One in five Europeans is currently 65 years or older. By 2050, it will be closer to 30%. And unlike North America — which is facing a similar population decline threat — Europe has limited space to bury them when they eventually pass away.

“The funeral industry is way more than digging holes,” said Thierry Gisserot, Funecap’s founder and chief executive officer. “It’s an infrastructure play.”

Europe’s cremation market, in particular, benefits from high organic growth of 5% and 7% per year on average, he said. Incinerations have boomed in popularity, particularly in countries with Catholic roots where rules have eased in recent decades.

Funecap acquired Netherlands’ Facultatieve Technologies Ltd, the world leader of cremation equipment, in 2022 and recently became a partner in Rhein-Taunus-Krematorium GmbH, the largest one in Germany. RTK’s CEO Judith Könsgen said other investors had also come knocking.
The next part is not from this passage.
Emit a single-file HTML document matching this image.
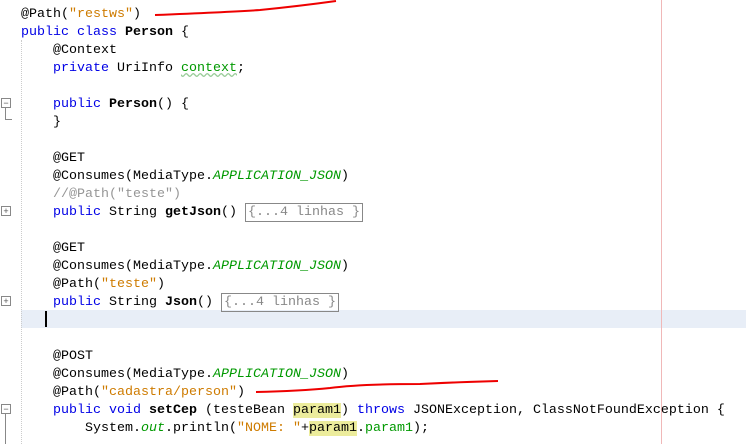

The market for morticians and crematoriums is more fragmented in Europe than in other developed nations, particularly in Germany, according to Björn Wolff, founder of Mymoria GmbH. His company, which provides funeral services, has been buying up morticians in recent years, too, and wants to continue doing so.

Family owners are retiring and their children no longer want to run the business,” Wolff said. By taking over, Mymoria is able combine certain areas like administration and improve cost efficiency.

Meanwhile, cash flow in the sector is predictable — people have to die. Deaths are expected to gain speed in the coming years as the baby boomer generation ages, which will likely drive up revenues for companies like Funecap and Mymoria.

Another source of income that is considered more controversial is the sale of metal scraps left over after human bodies have been cremated.

Many people have gold teeth, artificial hips or knee joints, which contain titanium, cobalt or chromium. In most European countries, the metals are removed from the ashes and sold to metal recyclers. That’s not illegal as long as relatives are informed.

Many crematoriums say they donate all or part of the proceeds. According to Jan-Willem Gabriels, head of metals recycler OrthoMetals A/S, the donation process varies strongly between European countries: Germany lacks national regulations on the matter, while Sweden requires crematoriums to send proceeds to its state inheritance fund.

“Sometimes it’s 100%, sometimes 50%,” Gisserot said of Funecap’s policy on donations. “Since a corporate is not a charity, you need to use the proceeds in the best interest of the corporate.”

At the same time, RTK’s Könsgen said “some investors seem to assume that crematoriums are a money-printing machine,” but that the idea is delusional. 

“You have to invest a lot in the equipment and processes and take care of the maintenance, but if you know what you’re doing, you can achieve an adequate return,” she said.